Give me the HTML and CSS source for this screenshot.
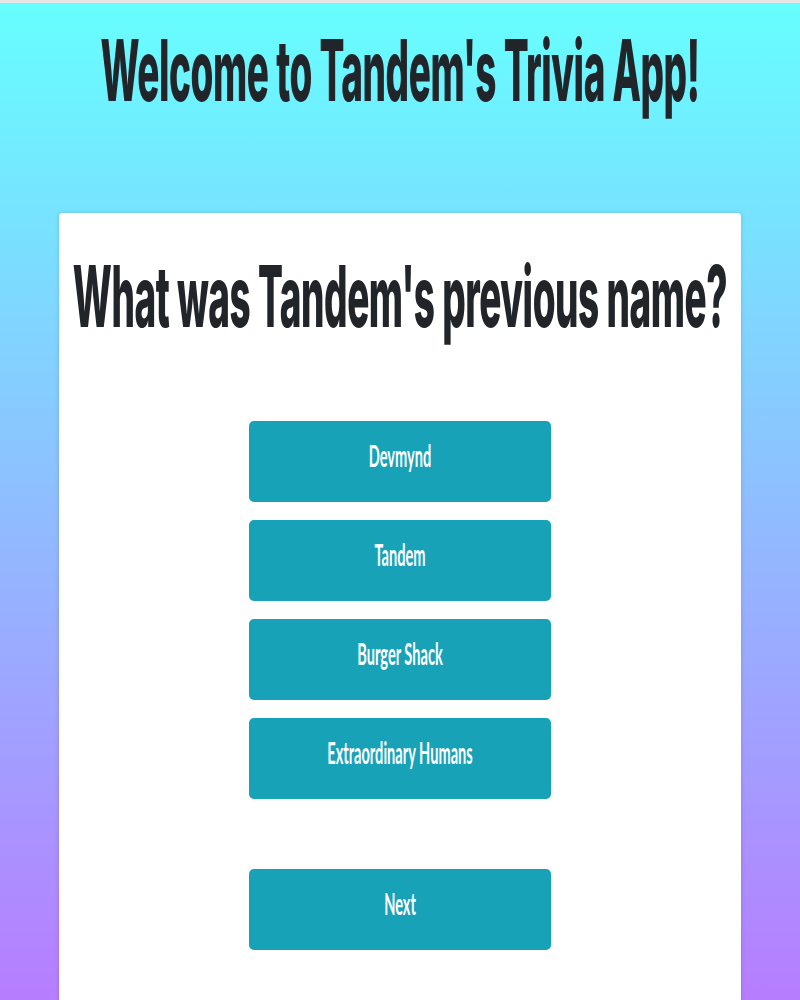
FILE: index.html
```html
<!DOCTYPE html>
<html lang="en">
<head>
<meta charset="utf-8">
<title>Tandem Trivia</title>
<link rel="stylesheet" href="styles.css">
</head>
<body>
<div class="page">
  <h1 class="app-title"><span class="tall">Welcome to Tandem's Trivia App!</span></h1>
  <main class="card">
    <h2 class="question"><span class="tall">What was Tandem's previous name?</span></h2>
    <div class="answers">
      <button class="btn"><span class="btn-label">Devmynd</span></button>
      <button class="btn"><span class="btn-label">Tandem</span></button>
      <button class="btn"><span class="btn-label">Burger Shack</span></button>
      <button class="btn"><span class="btn-label">Extraordinary Humans</span></button>
    </div>
    <div class="actions">
      <button class="btn"><span class="btn-label">Next</span></button>
    </div>
  </main>
</div>
</body>
</html>
```
FILE: styles.css
```css
html, body {
  margin: 0;
  padding: 0;
  height: 100%;
}
body {
  background: linear-gradient(180deg, #66ffff 0%, #b77dff 100%);
  border-top: 3px solid #e6e6e6;
  box-sizing: border-box;
  overflow: hidden;
  font-family: Inter, "Liberation Sans", sans-serif;
  color: #212529;
}
.page {
  display: flex;
  flex-direction: column;
  align-items: center;
}
.app-title,
.question {
  display: flex;
  justify-content: center;
  font-size: 36.9px;
  line-height: 1;
  font-weight: 800;
  white-space: nowrap;
}
.app-title {
  margin: 51px 0 0;
}
.tall {
  display: inline-block;
  transform: scaleY(2.304);
  letter-spacing: -0.43px;
}
.card {
  margin-top: 122px;
  width: 682px;
  min-height: 900px;
  background: #fff;
  border-radius: 4px;
  box-shadow: 0 0 4px rgba(0, 0, 0, 0.15);
  padding-top: 67px;
  display: flex;
  flex-direction: column;
  align-items: center;
}
.question {
  margin: 0;
}
.answers {
  margin-top: 104px;
  display: flex;
  flex-direction: column;
  gap: 18px;
}
.actions {
  margin-top: 70px;
}
.btn {
  width: 302px;
  height: 81px;
  border: none;
  border-radius: 5px;
  background: #17a2b8;
  color: #fff;
  font-family: Lato, "Open Sans", sans-serif;
  font-weight: 700;
  font-size: 14.6px;
  line-height: 1;
  padding: 0 0 9px;
  display: flex;
  align-items: center;
  justify-content: center;
  white-space: nowrap;
}
.btn-label {
  display: inline-block;
  transform: scaleY(2.128);
}
```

----------------------------------------

— Task requirements —
Print the listing above in full, exactly as written. Omit any pictures.

— Complete response —
Give me the HTML and CSS source for this screenshot.
FILE: index.html
```html
<!DOCTYPE html>
<html lang="en">
<head>
<meta charset="utf-8">
<title>Tandem Trivia</title>
<link rel="stylesheet" href="styles.css">
</head>
<body>
<div class="page">
  <h1 class="app-title"><span class="tall">Welcome to Tandem's Trivia App!</span></h1>
  <main class="card">
    <h2 class="question"><span class="tall">What was Tandem's previous name?</span></h2>
    <div class="answers">
      <button class="btn"><span class="btn-label">Devmynd</span></button>
      <button class="btn"><span class="btn-label">Tandem</span></button>
      <button class="btn"><span class="btn-label">Burger Shack</span></button>
      <button class="btn"><span class="btn-label">Extraordinary Humans</span></button>
    </div>
    <div class="actions">
      <button class="btn"><span class="btn-label">Next</span></button>
    </div>
  </main>
</div>
</body>
</html>
```
FILE: styles.css
```css
html, body {
  margin: 0;
  padding: 0;
  height: 100%;
}
body {
  background: linear-gradient(180deg, #66ffff 0%, #b77dff 100%);
  border-top: 3px solid #e6e6e6;
  box-sizing: border-box;
  overflow: hidden;
  font-family: Inter, "Liberation Sans", sans-serif;
  color: #212529;
}
.page {
  display: flex;
  flex-direction: column;
  align-items: center;
}
.app-title,
.question {
  display: flex;
  justify-content: center;
  font-size: 36.9px;
  line-height: 1;
  font-weight: 800;
  white-space: nowrap;
}
.app-title {
  margin: 51px 0 0;
}
.tall {
  display: inline-block;
  transform: scaleY(2.304);
  letter-spacing: -0.43px;
}
.card {
  margin-top: 122px;
  width: 682px;
  min-height: 900px;
  background: #fff;
  border-radius: 4px;
  box-shadow: 0 0 4px rgba(0, 0, 0, 0.15);
  padding-top: 67px;
  display: flex;
  flex-direction: column;
  align-items: center;
}
.question {
  margin: 0;
}
.answers {
  margin-top: 104px;
  display: flex;
  flex-direction: column;
  gap: 18px;
}
.actions {
  margin-top: 70px;
}
.btn {
  width: 302px;
  height: 81px;
  border: none;
  border-radius: 5px;
  background: #17a2b8;
  color: #fff;
  font-family: Lato, "Open Sans", sans-serif;
  font-weight: 700;
  font-size: 14.6px;
  line-height: 1;
  padding: 0 0 9px;
  display: flex;
  align-items: center;
  justify-content: center;
  white-space: nowrap;
}
.btn-label {
  display: inline-block;
  transform: scaleY(2.128);
}
```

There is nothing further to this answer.